Dataset extract:
--------------------

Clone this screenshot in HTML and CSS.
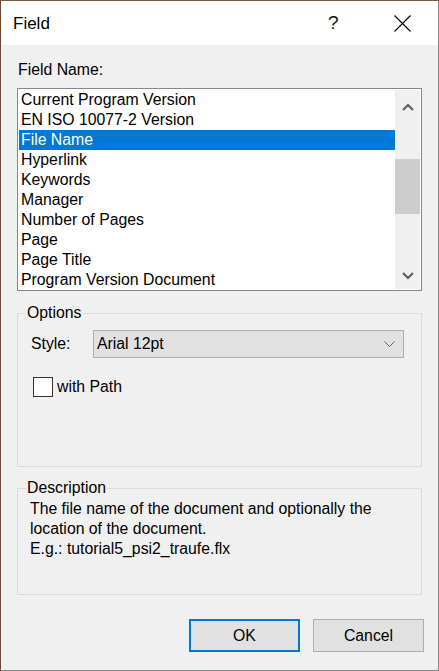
FILE: index.html
```
<!DOCTYPE html>
<html>
<head>
<meta charset="utf-8">
<link rel="stylesheet" href="styles.css">
</head>
<body>
<div class="window">
  <div class="titlebar">
    <span class="title">Field</span>
    <span class="help">?</span>
    <span class="close">
      <svg width="17" height="17" viewBox="0 0 17 17"><path d="M0.5 0.5 L16.5 16.5 M16.5 0.5 L0.5 16.5" stroke="#000" stroke-width="1.1" fill="none"/></svg>
    </span>
  </div>
  <div class="content">
    <div class="label">Field Name:</div>
    <div class="listbox">
      <ul class="items">
        <li>Current Program Version</li>
        <li>EN ISO 10077-2 Version</li>
        <li class="selected">File Name</li>
        <li>Hyperlink</li>
        <li>Keywords</li>
        <li>Manager</li>
        <li>Number of Pages</li>
        <li>Page</li>
        <li>Page Title</li>
        <li>Program Version Document</li>
      </ul>
      <div class="scrollbar">
        <div class="sb-up">
          <svg width="12" height="8" viewBox="0 0 12 8"><polyline points="1,7 6,2 11,7" fill="none" stroke="#606060" stroke-width="2.2"/></svg>
        </div>
        <div class="sb-track"><div class="sb-thumb"></div></div>
        <div class="sb-down">
          <svg width="12" height="8" viewBox="0 0 12 8"><polyline points="1,1 6,6 11,1" fill="none" stroke="#606060" stroke-width="2.2"/></svg>
        </div>
      </div>
    </div>
    <fieldset class="group options">
      <legend>Options</legend>
      <div class="group-body">
        <div class="style-row">
          <span class="style-label">Style:</span>
          <div class="combo">
            <span>Arial 12pt</span>
            <svg width="11" height="7" viewBox="0 0 11 7"><polyline points="0.5,0.5 5.5,5.5 10.5,0.5" fill="none" stroke="#606060" stroke-width="1"/></svg>
          </div>
        </div>
        <label class="check"><span class="box"></span>with Path</label>
      </div>
    </fieldset>
    <fieldset class="group desc">
      <legend>Description</legend>
      <div class="group-body">
        <p class="desc-text">The file name of the document and optionally the<br>location of the document.<br>E.g.: tutorial5_psi2_traufe.flx</p>
      </div>
    </fieldset>
    <div class="buttons">
      <div class="btn default">OK</div>
      <div class="btn">Cancel</div>
    </div>
  </div>
</div>
</body>
</html>
```
FILE: styles.css
```
* { box-sizing: border-box; }
html, body { margin: 0; padding: 0; }
body {
  font-family: "Liberation Sans", Arial, sans-serif;
  font-size: 15.8px;
  line-height: 20px;
  color: #000;
  background: #fff;
}
.window {
  width: 439px;
  height: 671px;
  border: 1px solid #858585;
  border-left-color: #6e4a36;
  border-top-color: #7a5a40;
  background: #f0f0f0;
  display: flex;
  flex-direction: column;
}
.titlebar {
  height: 44px;
  background: #fff;
  display: flex;
  align-items: center;
  flex-shrink: 0;
}
.title {
  font-size: 17px;
  padding-left: 12px;
  flex: 1;
  margin-top: 1px;
}
.help {
  font-size: 19px;
  width: 20px;
  margin-right: 46px;
  color: #111;
}
.close {
  width: 17px;
  height: 17px;
  margin-right: 27px;
  display: flex;
}
.content {
  flex: 1;
  padding: 15px 16px 0 16px;
  display: flex;
  flex-direction: column;
}
.label {
  padding-left: 1px;
  height: 20px;
}
.listbox {
  margin-top: 8px;
  height: 203px;
  border: 1px solid #828790;
  background: #fff;
  padding: 1px;
  display: flex;
}
.items {
  list-style: none;
  margin: 0;
  padding: 0;
  flex: 1;
  overflow: hidden;
}
.items li {
  height: 20px;
  padding-left: 2px;
  white-space: nowrap;
}
.items li.selected {
  background: #0078d7;
  color: #fff;
}
.scrollbar {
  width: 25px;
  background: #f0f0f0;
  display: flex;
  flex-direction: column;
}
.sb-up {
  height: 25px;
  padding-top: 13px;
  display: flex;
  justify-content: center;
  align-items: flex-start;
}
.sb-track {
  flex: 1;
  padding-top: 44px;
}
.sb-thumb {
  height: 55px;
  background: #cdcdcd;
}
.sb-down {
  height: 25px;
  padding-top: 8px;
  display: flex;
  justify-content: center;
  align-items: flex-start;
}
.group {
  margin: 0;
  padding: 0;
  border: 1px solid #dcdcdc;
  min-width: 0;
}
.group legend {
  margin-left: 8px;
  padding: 0 1px;
  line-height: 20px;
}
.options {
  margin-top: 12px;
  height: 164px;
}
.options .group-body {
  padding: 7px 17px 0 13px;
}
.style-row {
  display: flex;
  align-items: center;
  height: 28px;
}
.style-label {
  width: 62px;
}
.combo {
  flex: 1;
  height: 28px;
  background: #e1e1e1;
  border: 1px solid #adadad;
  display: flex;
  align-items: center;
  justify-content: space-between;
  padding: 0 8px 0 3px;
}
.check {
  display: flex;
  align-items: center;
  margin-top: 19px;
  margin-left: 2px;
  height: 20px;
}
.box {
  width: 20px;
  height: 20px;
  border: 1px solid #333;
  background: #fff;
  margin-right: 4px;
}
.desc {
  margin-top: 11px;
  height: 117px;
}
.desc .group-body {
  padding: 1px 12px 0 12px;
}
.desc-text {
  margin: 0;
}
.buttons {
  display: flex;
  justify-content: flex-end;
  gap: 13px;
  margin-top: 24px;
  margin-right: -2px;
}
.btn {
  width: 111px;
  height: 33px;
  background: #e1e1e1;
  border: 1px solid #adadad;
  display: flex;
  align-items: center;
  justify-content: center;
}
.btn.default {
  border: 2px solid #0078d7;
}
```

--------------------

Objective:
Omit the pictures, and quote the material above exactly as given.

Correct response:
Clone this screenshot in HTML and CSS.
FILE: index.html
```
<!DOCTYPE html>
<html>
<head>
<meta charset="utf-8">
<link rel="stylesheet" href="styles.css">
</head>
<body>
<div class="window">
  <div class="titlebar">
    <span class="title">Field</span>
    <span class="help">?</span>
    <span class="close">
      <svg width="17" height="17" viewBox="0 0 17 17"><path d="M0.5 0.5 L16.5 16.5 M16.5 0.5 L0.5 16.5" stroke="#000" stroke-width="1.1" fill="none"/></svg>
    </span>
  </div>
  <div class="content">
    <div class="label">Field Name:</div>
    <div class="listbox">
      <ul class="items">
        <li>Current Program Version</li>
        <li>EN ISO 10077-2 Version</li>
        <li class="selected">File Name</li>
        <li>Hyperlink</li>
        <li>Keywords</li>
        <li>Manager</li>
        <li>Number of Pages</li>
        <li>Page</li>
        <li>Page Title</li>
        <li>Program Version Document</li>
      </ul>
      <div class="scrollbar">
        <div class="sb-up">
          <svg width="12" height="8" viewBox="0 0 12 8"><polyline points="1,7 6,2 11,7" fill="none" stroke="#606060" stroke-width="2.2"/></svg>
        </div>
        <div class="sb-track"><div class="sb-thumb"></div></div>
        <div class="sb-down">
          <svg width="12" height="8" viewBox="0 0 12 8"><polyline points="1,1 6,6 11,1" fill="none" stroke="#606060" stroke-width="2.2"/></svg>
        </div>
      </div>
    </div>
    <fieldset class="group options">
      <legend>Options</legend>
      <div class="group-body">
        <div class="style-row">
          <span class="style-label">Style:</span>
          <div class="combo">
            <span>Arial 12pt</span>
            <svg width="11" height="7" viewBox="0 0 11 7"><polyline points="0.5,0.5 5.5,5.5 10.5,0.5" fill="none" stroke="#606060" stroke-width="1"/></svg>
          </div>
        </div>
        <label class="check"><span class="box"></span>with Path</label>
      </div>
    </fieldset>
    <fieldset class="group desc">
      <legend>Description</legend>
      <div class="group-body">
        <p class="desc-text">The file name of the document and optionally the<br>location of the document.<br>E.g.: tutorial5_psi2_traufe.flx</p>
      </div>
    </fieldset>
    <div class="buttons">
      <div class="btn default">OK</div>
      <div class="btn">Cancel</div>
    </div>
  </div>
</div>
</body>
</html>
```
FILE: styles.css
```
* { box-sizing: border-box; }
html, body { margin: 0; padding: 0; }
body {
  font-family: "Liberation Sans", Arial, sans-serif;
  font-size: 15.8px;
  line-height: 20px;
  color: #000;
  background: #fff;
}
.window {
  width: 439px;
  height: 671px;
  border: 1px solid #858585;
  border-left-color: #6e4a36;
  border-top-color: #7a5a40;
  background: #f0f0f0;
  display: flex;
  flex-direction: column;
}
.titlebar {
  height: 44px;
  background: #fff;
  display: flex;
  align-items: center;
  flex-shrink: 0;
}
.title {
  font-size: 17px;
  padding-left: 12px;
  flex: 1;
  margin-top: 1px;
}
.help {
  font-size: 19px;
  width: 20px;
  margin-right: 46px;
  color: #111;
}
.close {
  width: 17px;
  height: 17px;
  margin-right: 27px;
  display: flex;
}
.content {
  flex: 1;
  padding: 15px 16px 0 16px;
  display: flex;
  flex-direction: column;
}
.label {
  padding-left: 1px;
  height: 20px;
}
.listbox {
  margin-top: 8px;
  height: 203px;
  border: 1px solid #828790;
  background: #fff;
  padding: 1px;
  display: flex;
}
.items {
  list-style: none;
  margin: 0;
  padding: 0;
  flex: 1;
  overflow: hidden;
}
.items li {
  height: 20px;
  padding-left: 2px;
  white-space: nowrap;
}
.items li.selected {
  background: #0078d7;
  color: #fff;
}
.scrollbar {
  width: 25px;
  background: #f0f0f0;
  display: flex;
  flex-direction: column;
}
.sb-up {
  height: 25px;
  padding-top: 13px;
  display: flex;
  justify-content: center;
  align-items: flex-start;
}
.sb-track {
  flex: 1;
  padding-top: 44px;
}
.sb-thumb {
  height: 55px;
  background: #cdcdcd;
}
.sb-down {
  height: 25px;
  padding-top: 8px;
  display: flex;
  justify-content: center;
  align-items: flex-start;
}
.group {
  margin: 0;
  padding: 0;
  border: 1px solid #dcdcdc;
  min-width: 0;
}
.group legend {
  margin-left: 8px;
  padding: 0 1px;
  line-height: 20px;
}
.options {
  margin-top: 12px;
  height: 164px;
}
.options .group-body {
  padding: 7px 17px 0 13px;
}
.style-row {
  display: flex;
  align-items: center;
  height: 28px;
}
.style-label {
  width: 62px;
}
.combo {
  flex: 1;
  height: 28px;
  background: #e1e1e1;
  border: 1px solid #adadad;
  display: flex;
  align-items: center;
  justify-content: space-between;
  padding: 0 8px 0 3px;
}
.check {
  display: flex;
  align-items: center;
  margin-top: 19px;
  margin-left: 2px;
  height: 20px;
}
.box {
  width: 20px;
  height: 20px;
  border: 1px solid #333;
  background: #fff;
  margin-right: 4px;
}
.desc {
  margin-top: 11px;
  height: 117px;
}
.desc .group-body {
  padding: 1px 12px 0 12px;
}
.desc-text {
  margin: 0;
}
.buttons {
  display: flex;
  justify-content: flex-end;
  gap: 13px;
  margin-top: 24px;
  margin-right: -2px;
}
.btn {
  width: 111px;
  height: 33px;
  background: #e1e1e1;
  border: 1px solid #adadad;
  display: flex;
  align-items: center;
  justify-content: center;
}
.btn.default {
  border: 2px solid #0078d7;
}
```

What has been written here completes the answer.